» **Short problem**:
Write out the material exactly, leaving every picture behind.

# Start of Supplied data

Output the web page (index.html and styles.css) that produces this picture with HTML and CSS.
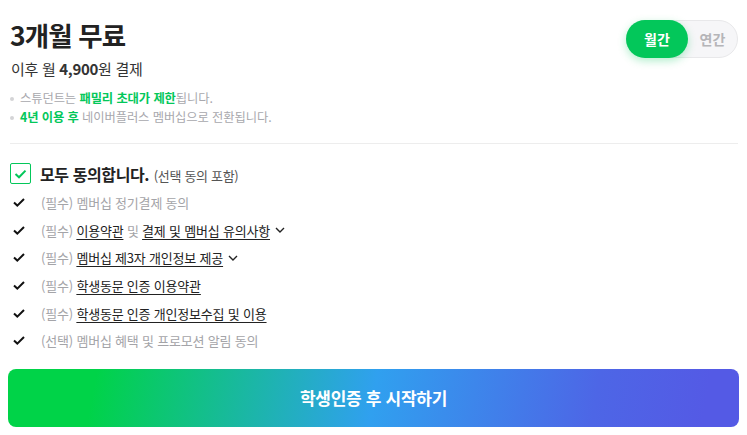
FILE: index.html
```html
<!DOCTYPE html>
<html lang="ko">
<head>
  <meta charset="UTF-8">
  <title>3개월 무료</title>
  <link rel="stylesheet" href="styles.css">
</head>
<body>

  <div class="page">
    <div class="header">
      <div class="plan">
        <h1>3개월 무료</h1>
        <p class="price">이후 월 <b>4,900</b>원 결제</p>
      </div>
      <div class="toggle">
        <span class="tab active">월간</span>
        <span class="tab">연간</span>
      </div>
    </div>

    <ul class="notes">
      <li>스튜던트는 <em>패밀리 초대가 제한</em>됩니다.</li>
      <li><em>4년 이용 후</em> 네이버플러스 멤버십으로 전환됩니다.</li>
    </ul>

    <hr class="divider">

    <div class="agree-all">
      <span class="box">
        <svg width="13" height="10" viewBox="0 0 13 10"><path d="M1.5 5 L5 8.3 L11.5 1.6" fill="none" stroke="#03c75a" stroke-width="2"/></svg>
      </span>
      <span class="label"><strong>모두 동의합니다.</strong> <span class="sub">(선택 동의 포함)</span></span>
    </div>

    <ul class="terms">
      <li>
        <svg class="check" width="12" height="9" viewBox="0 0 12 9"><path d="M1 4.5 L4.3 7.6 L11 1" fill="none" stroke="#111" stroke-width="2"/></svg>
        <span class="label"><span class="tag">(필수)</span> <span class="muted">멤버십 정기결제 동의</span></span>
      </li>
      <li>
        <svg class="check" width="12" height="9" viewBox="0 0 12 9"><path d="M1 4.5 L4.3 7.6 L11 1" fill="none" stroke="#111" stroke-width="2"/></svg>
        <span class="label"><span class="tag">(필수)</span> <a href="#">이용약관</a> <span class="tag">및</span> <a href="#">결제 및 멤버십 유의사항</a></span>
        <svg class="chev" width="10" height="6" viewBox="0 0 10 6"><path d="M1 1 L5 5 L9 1" fill="none" stroke="#222" stroke-width="1.4"/></svg>
      </li>
      <li>
        <svg class="check" width="12" height="9" viewBox="0 0 12 9"><path d="M1 4.5 L4.3 7.6 L11 1" fill="none" stroke="#111" stroke-width="2"/></svg>
        <span class="label"><span class="tag">(필수)</span> <a href="#">멤버십 제3자 개인정보 제공</a></span>
        <svg class="chev" width="10" height="6" viewBox="0 0 10 6"><path d="M1 1 L5 5 L9 1" fill="none" stroke="#222" stroke-width="1.4"/></svg>
      </li>
      <li>
        <svg class="check" width="12" height="9" viewBox="0 0 12 9"><path d="M1 4.5 L4.3 7.6 L11 1" fill="none" stroke="#111" stroke-width="2"/></svg>
        <span class="label"><span class="tag">(필수)</span> <a href="#">학생동문 인증 이용약관</a></span>
      </li>
      <li>
        <svg class="check" width="12" height="9" viewBox="0 0 12 9"><path d="M1 4.5 L4.3 7.6 L11 1" fill="none" stroke="#111" stroke-width="2"/></svg>
        <span class="label"><span class="tag">(필수)</span> <a href="#">학생동문 인증 개인정보수집 및 이용</a></span>
      </li>
      <li>
        <svg class="check" width="12" height="9" viewBox="0 0 12 9"><path d="M1 4.5 L4.3 7.6 L11 1" fill="none" stroke="#111" stroke-width="2"/></svg>
        <span class="label"><span class="tag">(선택)</span> <span class="muted">멤버십 혜택 및 프로모션 알림 동의</span></span>
      </li>
    </ul>

    <button class="start">학생인증 후 시작하기</button>
  </div>

</body>
</html>
```

FILE: styles.css
```css
body {
  margin: 0;
  background-color: #fff;
  color: #222;
  font-family: "Noto Sans CJK KR", "Noto Sans", sans-serif;
}

.page {
  padding: 18px 9px 0 10px;
}

.header {
  display: flex;
  justify-content: space-between;
  align-items: flex-start;
}

h1 {
  margin: 0;
  font-size: 26.5px;
  line-height: 34px;
  font-weight: 700;
  letter-spacing: -0.9px;
  color: #222;
}

.price {
  margin: 7px 0 0 1px;
  font-size: 15px;
  line-height: 20px;
  color: #333;
  letter-spacing: -0.3px;
}

.price b {
  font-weight: 700;
}

.toggle {
  display: flex;
  margin-top: 2px;
  width: 110px;
  height: 36px;
  border: 1px solid #e8e8ea;
  border-radius: 19px;
  background-color: #f6f6f8;
}

.tab {
  flex: 1;
  display: flex;
  align-items: center;
  justify-content: center;
  font-size: 14px;
  font-weight: 700;
  color: #b5b5b8;
  border-radius: 19px;
}

.tab.active {
  margin: -1px 0 -1px -1px;
  flex: 0 0 62px;
  background-color: #03c75a;
  color: #fff;
  box-shadow: 0 3px 8px rgba(3, 199, 90, 0.3);
}

.notes {
  list-style: none;
  margin: 10px 0 0;
  padding: 0;
}

.notes li {
  position: relative;
  padding-left: 10px;
  font-size: 12.3px;
  line-height: 19px;
  color: #a8a8ad;
  letter-spacing: -0.1px;
}

.notes li::before {
  content: "";
  position: absolute;
  left: 0;
  top: 8px;
  width: 4px;
  height: 4px;
  border-radius: 50%;
  background-color: #d4d4d6;
}

.notes em {
  font-style: normal;
  font-weight: 700;
  color: #03c75a;
}

.divider {
  margin: 16px 0 0;
  border: none;
  border-top: 1px solid #ededed;
}

.agree-all {
  display: flex;
  align-items: center;
  margin-top: 19px;
  height: 21px;
}

.box {
  display: flex;
  align-items: center;
  justify-content: center;
  box-sizing: border-box;
  width: 21px;
  height: 21px;
  border: 1.5px solid #03c75a;
  border-radius: 2px;
  margin-right: 9px;
}

.agree-all strong {
  font-size: 16px;
  font-weight: 700;
  color: #222;
  letter-spacing: -0.4px;
}

.agree-all .sub {
  font-size: 13px;
  color: #555;
  letter-spacing: -0.3px;
}

.terms {
  list-style: none;
  margin: 5px 0 0;
  padding: 0;
}

.terms li {
  display: flex;
  align-items: center;
  height: 27.6px;
  font-size: 13px;
  color: #222;
  letter-spacing: -0.2px;
}

.check {
  margin: 0 16px 0 3px;
}

.tag,
.muted {
  color: #a4a4a8;
}

.terms a {
  color: #222;
  text-decoration: underline;
  text-underline-offset: 3px;
}

.chev {
  margin-left: 5px;
}

.start {
  display: block;
  height: 58px;
  margin-top: 14px;
  margin-left: -2px;
  width: calc(100% + 3px);
  border: none;
  border-radius: 8px;
  background: linear-gradient(100deg, #00d348 12%, #30a0ef 50%, #4d66e6 80%, #545ae5 95%);
  color: #fff;
  font-family: inherit;
  font-size: 17px;
  font-weight: 700;
  letter-spacing: -0.3px;
  cursor: pointer;
}
```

# End of Supplied data

» **The result**:
Output the web page (index.html and styles.css) that produces this picture with HTML and CSS.
FILE: index.html
```html
<!DOCTYPE html>
<html lang="ko">
<head>
  <meta charset="UTF-8">
  <title>3개월 무료</title>
  <link rel="stylesheet" href="styles.css">
</head>
<body>

  <div class="page">
    <div class="header">
      <div class="plan">
        <h1>3개월 무료</h1>
        <p class="price">이후 월 <b>4,900</b>원 결제</p>
      </div>
      <div class="toggle">
        <span class="tab active">월간</span>
        <span class="tab">연간</span>
      </div>
    </div>

    <ul class="notes">
      <li>스튜던트는 <em>패밀리 초대가 제한</em>됩니다.</li>
      <li><em>4년 이용 후</em> 네이버플러스 멤버십으로 전환됩니다.</li>
    </ul>

    <hr class="divider">

    <div class="agree-all">
      <span class="box">
        <svg width="13" height="10" viewBox="0 0 13 10"><path d="M1.5 5 L5 8.3 L11.5 1.6" fill="none" stroke="#03c75a" stroke-width="2"/></svg>
      </span>
      <span class="label"><strong>모두 동의합니다.</strong> <span class="sub">(선택 동의 포함)</span></span>
    </div>

    <ul class="terms">
      <li>
        <svg class="check" width="12" height="9" viewBox="0 0 12 9"><path d="M1 4.5 L4.3 7.6 L11 1" fill="none" stroke="#111" stroke-width="2"/></svg>
        <span class="label"><span class="tag">(필수)</span> <span class="muted">멤버십 정기결제 동의</span></span>
      </li>
      <li>
        <svg class="check" width="12" height="9" viewBox="0 0 12 9"><path d="M1 4.5 L4.3 7.6 L11 1" fill="none" stroke="#111" stroke-width="2"/></svg>
        <span class="label"><span class="tag">(필수)</span> <a href="#">이용약관</a> <span class="tag">및</span> <a href="#">결제 및 멤버십 유의사항</a></span>
        <svg class="chev" width="10" height="6" viewBox="0 0 10 6"><path d="M1 1 L5 5 L9 1" fill="none" stroke="#222" stroke-width="1.4"/></svg>
      </li>
      <li>
        <svg class="check" width="12" height="9" viewBox="0 0 12 9"><path d="M1 4.5 L4.3 7.6 L11 1" fill="none" stroke="#111" stroke-width="2"/></svg>
        <span class="label"><span class="tag">(필수)</span> <a href="#">멤버십 제3자 개인정보 제공</a></span>
        <svg class="chev" width="10" height="6" viewBox="0 0 10 6"><path d="M1 1 L5 5 L9 1" fill="none" stroke="#222" stroke-width="1.4"/></svg>
      </li>
      <li>
        <svg class="check" width="12" height="9" viewBox="0 0 12 9"><path d="M1 4.5 L4.3 7.6 L11 1" fill="none" stroke="#111" stroke-width="2"/></svg>
        <span class="label"><span class="tag">(필수)</span> <a href="#">학생동문 인증 이용약관</a></span>
      </li>
      <li>
        <svg class="check" width="12" height="9" viewBox="0 0 12 9"><path d="M1 4.5 L4.3 7.6 L11 1" fill="none" stroke="#111" stroke-width="2"/></svg>
        <span class="label"><span class="tag">(필수)</span> <a href="#">학생동문 인증 개인정보수집 및 이용</a></span>
      </li>
      <li>
        <svg class="check" width="12" height="9" viewBox="0 0 12 9"><path d="M1 4.5 L4.3 7.6 L11 1" fill="none" stroke="#111" stroke-width="2"/></svg>
        <span class="label"><span class="tag">(선택)</span> <span class="muted">멤버십 혜택 및 프로모션 알림 동의</span></span>
      </li>
    </ul>

    <button class="start">학생인증 후 시작하기</button>
  </div>

</body>
</html>
```

FILE: styles.css
```css
body {
  margin: 0;
  background-color: #fff;
  color: #222;
  font-family: "Noto Sans CJK KR", "Noto Sans", sans-serif;
}

.page {
  padding: 18px 9px 0 10px;
}

.header {
  display: flex;
  justify-content: space-between;
  align-items: flex-start;
}

h1 {
  margin: 0;
  font-size: 26.5px;
  line-height: 34px;
  font-weight: 700;
  letter-spacing: -0.9px;
  color: #222;
}

.price {
  margin: 7px 0 0 1px;
  font-size: 15px;
  line-height: 20px;
  color: #333;
  letter-spacing: -0.3px;
}

.price b {
  font-weight: 700;
}

.toggle {
  display: flex;
  margin-top: 2px;
  width: 110px;
  height: 36px;
  border: 1px solid #e8e8ea;
  border-radius: 19px;
  background-color: #f6f6f8;
}

.tab {
  flex: 1;
  display: flex;
  align-items: center;
  justify-content: center;
  font-size: 14px;
  font-weight: 700;
  color: #b5b5b8;
  border-radius: 19px;
}

.tab.active {
  margin: -1px 0 -1px -1px;
  flex: 0 0 62px;
  background-color: #03c75a;
  color: #fff;
  box-shadow: 0 3px 8px rgba(3, 199, 90, 0.3);
}

.notes {
  list-style: none;
  margin: 10px 0 0;
  padding: 0;
}

.notes li {
  position: relative;
  padding-left: 10px;
  font-size: 12.3px;
  line-height: 19px;
  color: #a8a8ad;
  letter-spacing: -0.1px;
}

.notes li::before {
  content: "";
  position: absolute;
  left: 0;
  top: 8px;
  width: 4px;
  height: 4px;
  border-radius: 50%;
  background-color: #d4d4d6;
}

.notes em {
  font-style: normal;
  font-weight: 700;
  color: #03c75a;
}

.divider {
  margin: 16px 0 0;
  border: none;
  border-top: 1px solid #ededed;
}

.agree-all {
  display: flex;
  align-items: center;
  margin-top: 19px;
  height: 21px;
}

.box {
  display: flex;
  align-items: center;
  justify-content: center;
  box-sizing: border-box;
  width: 21px;
  height: 21px;
  border: 1.5px solid #03c75a;
  border-radius: 2px;
  margin-right: 9px;
}

.agree-all strong {
  font-size: 16px;
  font-weight: 700;
  color: #222;
  letter-spacing: -0.4px;
}

.agree-all .sub {
  font-size: 13px;
  color: #555;
  letter-spacing: -0.3px;
}

.terms {
  list-style: none;
  margin: 5px 0 0;
  padding: 0;
}

.terms li {
  display: flex;
  align-items: center;
  height: 27.6px;
  font-size: 13px;
  color: #222;
  letter-spacing: -0.2px;
}

.check {
  margin: 0 16px 0 3px;
}

.tag,
.muted {
  color: #a4a4a8;
}

.terms a {
  color: #222;
  text-decoration: underline;
  text-underline-offset: 3px;
}

.chev {
  margin-left: 5px;
}

.start {
  display: block;
  height: 58px;
  margin-top: 14px;
  margin-left: -2px;
  width: calc(100% + 3px);
  border: none;
  border-radius: 8px;
  background: linear-gradient(100deg, #00d348 12%, #30a0ef 50%, #4d66e6 80%, #545ae5 95%);
  color: #fff;
  font-family: inherit;
  font-size: 17px;
  font-weight: 700;
  letter-spacing: -0.3px;
  cursor: pointer;
}
```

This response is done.